§ **Written request**
Would you transcribe the listing that follows, character for character, and omit its images?

§ **Supplied material**
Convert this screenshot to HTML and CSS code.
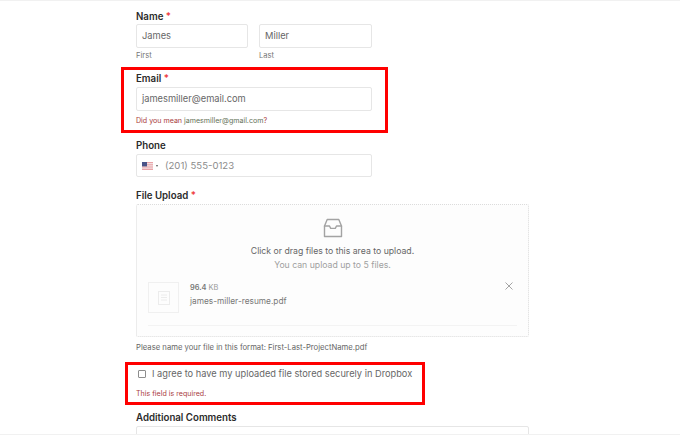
FILE: index.html
```html
<!DOCTYPE html>
<html lang="en">

<head>
  <meta charset="UTF-8">
  <title>File Upload Form</title>
  <link rel="stylesheet" href="styles.css">
</head>

<body>
  <form class="form">
    <div class="field field-name">
      <div class="label">Name <span class="req">*</span></div>
      <div class="name-row">
        <div class="name-col">
          <div class="input">James</div>
          <div class="sublabel">First</div>
        </div>
        <div class="name-col">
          <div class="input">Miller</div>
          <div class="sublabel">Last</div>
        </div>
      </div>
    </div>

    <div class="field field-email marked">
      <div class="label">Email <span class="req">*</span></div>
      <div class="input input-wide">jamesmiller@email.com</div>
      <div class="error">Did you mean <span class="suggest">jamesmiller@gmail.com</span>?</div>
    </div>

    <div class="field field-phone">
      <div class="label">Phone</div>
      <div class="input input-wide phone">
        <svg class="flag" width="11" height="8" viewBox="0 0 11 8">
          <rect width="11" height="8" fill="#e9a3a8" />
          <rect y="1.2" width="11" height="1" fill="#f5eeee" />
          <rect y="3.4" width="11" height="1" fill="#f5eeee" />
          <rect y="5.6" width="11" height="1" fill="#f5eeee" />
          <rect width="5" height="4.4" fill="#4a5488" />
        </svg>
        <span class="caret"></span>
        <span class="placeholder">(201) 555-0123</span>
      </div>
    </div>

    <div class="field field-upload">
      <div class="label">File Upload <span class="req">*</span></div>
      <div class="dropzone">
        <svg class="inbox" width="20" height="20" viewBox="0 0 20 20" fill="none" stroke="#a3a3a3" stroke-width="1.4"
          stroke-linejoin="round" stroke-linecap="round">
          <path d="M4.2 1.5h11.6L18.5 8v10.5h-17V8z" />
          <path d="M1.5 8h5l1.2 2.4h4.6L13.5 8h5" />
        </svg>
        <div class="drop-title">Click or drag files to this area to upload.</div>
        <div class="drop-note">You can upload up to 5 files.</div>
        <div class="file-row">
          <div class="thumb">
            <svg width="12" height="14" viewBox="0 0 12 14" fill="none" stroke="#ececec" stroke-width="1">
              <rect x="0.5" y="0.5" width="11" height="13" />
              <path d="M3 4h6M3 6.5h6M3 9h6" />
            </svg>
          </div>
          <div class="file-info">
            <div class="file-size"><b>96.4</b> KB</div>
            <div class="file-name">james-miller-resume.pdf</div>
          </div>
          <svg class="remove" width="8" height="8" viewBox="0 0 8 8" stroke="#9a9a9a" stroke-width="0.9">
            <path d="M0.5 0.5l7 7M7.5 0.5l-7 7" />
          </svg>
        </div>
      </div>
      <div class="helper">Please name your file in this format: First-Last-ProjectName.pdf</div>
    </div>

    <div class="field field-consent marked">
      <label class="check-row">
        <span class="checkbox"></span>
        <span>I agree to have my uploaded file stored securely in Dropbox</span>
      </label>
      <div class="error">This field is required.</div>
    </div>

    <div class="field field-comments">
      <div class="label">Additional Comments</div>
      <div class="textarea"></div>
    </div>
  </form>
</body>

</html>
```

FILE: styles.css
```css
* {
  box-sizing: border-box;
  margin: 0;
  padding: 0;
}

html,
body {
  height: 100%;
  overflow: hidden;
}

body {
  display: flex;
  flex-direction: column;
  font-family: Inter, "Noto Sans", sans-serif;
  background-color: #fff;
  color: #666;
  border-top: 1px solid #f1f1f1;
  border-bottom: 1px solid #f1f1f1;
}

.form {
  flex: 1;
  min-height: 0;
  overflow: hidden;
  width: 530px;
  padding: 9px 1px 0 136px;
}

.field {
  position: relative;
}

/* red annotation boxes sit over the form */
.marked::after {
  content: "";
  position: absolute;
  box-sizing: border-box;
  border: 3px solid #f00;
  pointer-events: none;
}

.field-email::after {
  top: -5px;
  left: -15px;
  width: 267px;
  height: 66px;
}

.field-consent::after {
  top: -6px;
  left: -11px;
  width: 300px;
  height: 43px;
}

.label {
  font-size: 9.7px;
  line-height: 13px;
  font-weight: 600;
  color: #2b2b2b;
  margin-bottom: 2px;
}

.field-name .label,
.field-comments .label {
  margin-bottom: 1px;
}

.req {
  color: #e33;
}

.name-row {
  display: grid;
  grid-template-columns: 112px 113px;
  column-gap: 11px;
  width: 236px;
}

.input {
  height: 24px;
  border: 1px solid #e6e6e6;
  border-radius: 2px;
  padding: 0 5px;
  font-size: 9.3px;
  line-height: 22px;
  color: #666;
}

.input-wide {
  width: 236px;
}

.sublabel {
  font-size: 7.6px;
  line-height: 11px;
  color: #777;
  margin-top: 2px;
}

.field-email {
  margin-top: 11px;
}

.error {
  font-size: 7.1px;
  line-height: 10px;
  color: #a83a3a;
  margin-top: 5px;
}

.suggest {
  color: #5f6f55;
}

.field-phone {
  margin-top: 13px;
}

.phone {
  display: flex;
  align-items: center;
  height: 23px;
}

.flag {
  flex: none;
}

.caret {
  width: 0;
  height: 0;
  border-left: 1.5px solid transparent;
  border-right: 1.5px solid transparent;
  border-top: 2px solid #555;
  margin-left: 3px;
}

.placeholder {
  font-size: 9.6px;
  color: #8c8c8c;
  margin-left: 7px;
}

.field-upload {
  margin-top: 12px;
}

.dropzone {
  height: 133px;
  border: 1px dotted #dcdcdc;
  border-radius: 2px;
  background-color: #fdfdfd;
  padding: 13px 11px 0;
  text-align: center;
}

.inbox {
  display: block;
  margin: 0 auto;
}

.drop-title {
  font-size: 8.7px;
  line-height: 12px;
  color: #666;
  margin-top: 7px;
}

.drop-note {
  font-size: 8.7px;
  line-height: 12px;
  color: #a0a0a0;
  margin-top: 2px;
}

.file-row {
  display: flex;
  align-items: flex-start;
  height: 44px;
  margin-top: 11px;
  border-bottom: 1px solid #f3f3f3;
  text-align: left;
}

.thumb {
  width: 31px;
  height: 31px;
  border: 1px solid #f0f0f0;
  display: flex;
  align-items: center;
  justify-content: center;
}

.file-info {
  flex: 1;
  margin-left: 11px;
}

.file-size {
  font-size: 7.4px;
  line-height: 10px;
  color: #999;
  margin-top: 1px;
}

.file-size b {
  color: #777;
  font-weight: 600;
}

.file-name {
  font-size: 8.3px;
  line-height: 11px;
  color: #777;
  margin-top: 3px;
}

.remove {
  margin: 0 4px 0 0;
}

.helper {
  font-size: 7.7px;
  line-height: 11px;
  color: #666;
  margin-top: 5px;
}

.field-consent {
  margin-top: 15px;
}

.check-row {
  display: flex;
  align-items: center;
  font-size: 9.25px;
  line-height: 12px;
  color: #666;
  padding-left: 2px;
}

.checkbox {
  width: 8px;
  height: 8px;
  border: 1px solid #8d8d8d;
  border-radius: 1px;
  margin-right: 6px;
}

.field-consent .error {
  margin-top: 9px;
}

.field-comments {
  margin-top: 12px;
}

.textarea {
  height: 40px;
  border: 1px solid #e6e6e6;
  border-radius: 2px;
  margin-top: 2px;
}
```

§ **Solution for this exercise**
Convert this screenshot to HTML and CSS code.
FILE: index.html
```html
<!DOCTYPE html>
<html lang="en">

<head>
  <meta charset="UTF-8">
  <title>File Upload Form</title>
  <link rel="stylesheet" href="styles.css">
</head>

<body>
  <form class="form">
    <div class="field field-name">
      <div class="label">Name <span class="req">*</span></div>
      <div class="name-row">
        <div class="name-col">
          <div class="input">James</div>
          <div class="sublabel">First</div>
        </div>
        <div class="name-col">
          <div class="input">Miller</div>
          <div class="sublabel">Last</div>
        </div>
      </div>
    </div>

    <div class="field field-email marked">
      <div class="label">Email <span class="req">*</span></div>
      <div class="input input-wide">jamesmiller@email.com</div>
      <div class="error">Did you mean <span class="suggest">jamesmiller@gmail.com</span>?</div>
    </div>

    <div class="field field-phone">
      <div class="label">Phone</div>
      <div class="input input-wide phone">
        <svg class="flag" width="11" height="8" viewBox="0 0 11 8">
          <rect width="11" height="8" fill="#e9a3a8" />
          <rect y="1.2" width="11" height="1" fill="#f5eeee" />
          <rect y="3.4" width="11" height="1" fill="#f5eeee" />
          <rect y="5.6" width="11" height="1" fill="#f5eeee" />
          <rect width="5" height="4.4" fill="#4a5488" />
        </svg>
        <span class="caret"></span>
        <span class="placeholder">(201) 555-0123</span>
      </div>
    </div>

    <div class="field field-upload">
      <div class="label">File Upload <span class="req">*</span></div>
      <div class="dropzone">
        <svg class="inbox" width="20" height="20" viewBox="0 0 20 20" fill="none" stroke="#a3a3a3" stroke-width="1.4"
          stroke-linejoin="round" stroke-linecap="round">
          <path d="M4.2 1.5h11.6L18.5 8v10.5h-17V8z" />
          <path d="M1.5 8h5l1.2 2.4h4.6L13.5 8h5" />
        </svg>
        <div class="drop-title">Click or drag files to this area to upload.</div>
        <div class="drop-note">You can upload up to 5 files.</div>
        <div class="file-row">
          <div class="thumb">
            <svg width="12" height="14" viewBox="0 0 12 14" fill="none" stroke="#ececec" stroke-width="1">
              <rect x="0.5" y="0.5" width="11" height="13" />
              <path d="M3 4h6M3 6.5h6M3 9h6" />
            </svg>
          </div>
          <div class="file-info">
            <div class="file-size"><b>96.4</b> KB</div>
            <div class="file-name">james-miller-resume.pdf</div>
          </div>
          <svg class="remove" width="8" height="8" viewBox="0 0 8 8" stroke="#9a9a9a" stroke-width="0.9">
            <path d="M0.5 0.5l7 7M7.5 0.5l-7 7" />
          </svg>
        </div>
      </div>
      <div class="helper">Please name your file in this format: First-Last-ProjectName.pdf</div>
    </div>

    <div class="field field-consent marked">
      <label class="check-row">
        <span class="checkbox"></span>
        <span>I agree to have my uploaded file stored securely in Dropbox</span>
      </label>
      <div class="error">This field is required.</div>
    </div>

    <div class="field field-comments">
      <div class="label">Additional Comments</div>
      <div class="textarea"></div>
    </div>
  </form>
</body>

</html>
```

FILE: styles.css
```css
* {
  box-sizing: border-box;
  margin: 0;
  padding: 0;
}

html,
body {
  height: 100%;
  overflow: hidden;
}

body {
  display: flex;
  flex-direction: column;
  font-family: Inter, "Noto Sans", sans-serif;
  background-color: #fff;
  color: #666;
  border-top: 1px solid #f1f1f1;
  border-bottom: 1px solid #f1f1f1;
}

.form {
  flex: 1;
  min-height: 0;
  overflow: hidden;
  width: 530px;
  padding: 9px 1px 0 136px;
}

.field {
  position: relative;
}

/* red annotation boxes sit over the form */
.marked::after {
  content: "";
  position: absolute;
  box-sizing: border-box;
  border: 3px solid #f00;
  pointer-events: none;
}

.field-email::after {
  top: -5px;
  left: -15px;
  width: 267px;
  height: 66px;
}

.field-consent::after {
  top: -6px;
  left: -11px;
  width: 300px;
  height: 43px;
}

.label {
  font-size: 9.7px;
  line-height: 13px;
  font-weight: 600;
  color: #2b2b2b;
  margin-bottom: 2px;
}

.field-name .label,
.field-comments .label {
  margin-bottom: 1px;
}

.req {
  color: #e33;
}

.name-row {
  display: grid;
  grid-template-columns: 112px 113px;
  column-gap: 11px;
  width: 236px;
}

.input {
  height: 24px;
  border: 1px solid #e6e6e6;
  border-radius: 2px;
  padding: 0 5px;
  font-size: 9.3px;
  line-height: 22px;
  color: #666;
}

.input-wide {
  width: 236px;
}

.sublabel {
  font-size: 7.6px;
  line-height: 11px;
  color: #777;
  margin-top: 2px;
}

.field-email {
  margin-top: 11px;
}

.error {
  font-size: 7.1px;
  line-height: 10px;
  color: #a83a3a;
  margin-top: 5px;
}

.suggest {
  color: #5f6f55;
}

.field-phone {
  margin-top: 13px;
}

.phone {
  display: flex;
  align-items: center;
  height: 23px;
}

.flag {
  flex: none;
}

.caret {
  width: 0;
  height: 0;
  border-left: 1.5px solid transparent;
  border-right: 1.5px solid transparent;
  border-top: 2px solid #555;
  margin-left: 3px;
}

.placeholder {
  font-size: 9.6px;
  color: #8c8c8c;
  margin-left: 7px;
}

.field-upload {
  margin-top: 12px;
}

.dropzone {
  height: 133px;
  border: 1px dotted #dcdcdc;
  border-radius: 2px;
  background-color: #fdfdfd;
  padding: 13px 11px 0;
  text-align: center;
}

.inbox {
  display: block;
  margin: 0 auto;
}

.drop-title {
  font-size: 8.7px;
  line-height: 12px;
  color: #666;
  margin-top: 7px;
}

.drop-note {
  font-size: 8.7px;
  line-height: 12px;
  color: #a0a0a0;
  margin-top: 2px;
}

.file-row {
  display: flex;
  align-items: flex-start;
  height: 44px;
  margin-top: 11px;
  border-bottom: 1px solid #f3f3f3;
  text-align: left;
}

.thumb {
  width: 31px;
  height: 31px;
  border: 1px solid #f0f0f0;
  display: flex;
  align-items: center;
  justify-content: center;
}

.file-info {
  flex: 1;
  margin-left: 11px;
}

.file-size {
  font-size: 7.4px;
  line-height: 10px;
  color: #999;
  margin-top: 1px;
}

.file-size b {
  color: #777;
  font-weight: 600;
}

.file-name {
  font-size: 8.3px;
  line-height: 11px;
  color: #777;
  margin-top: 3px;
}

.remove {
  margin: 0 4px 0 0;
}

.helper {
  font-size: 7.7px;
  line-height: 11px;
  color: #666;
  margin-top: 5px;
}

.field-consent {
  margin-top: 15px;
}

.check-row {
  display: flex;
  align-items: center;
  font-size: 9.25px;
  line-height: 12px;
  color: #666;
  padding-left: 2px;
}

.checkbox {
  width: 8px;
  height: 8px;
  border: 1px solid #8d8d8d;
  border-radius: 1px;
  margin-right: 6px;
}

.field-consent .error {
  margin-top: 9px;
}

.field-comments {
  margin-top: 12px;
}

.textarea {
  height: 40px;
  border: 1px solid #e6e6e6;
  border-radius: 2px;
  margin-top: 2px;
}
```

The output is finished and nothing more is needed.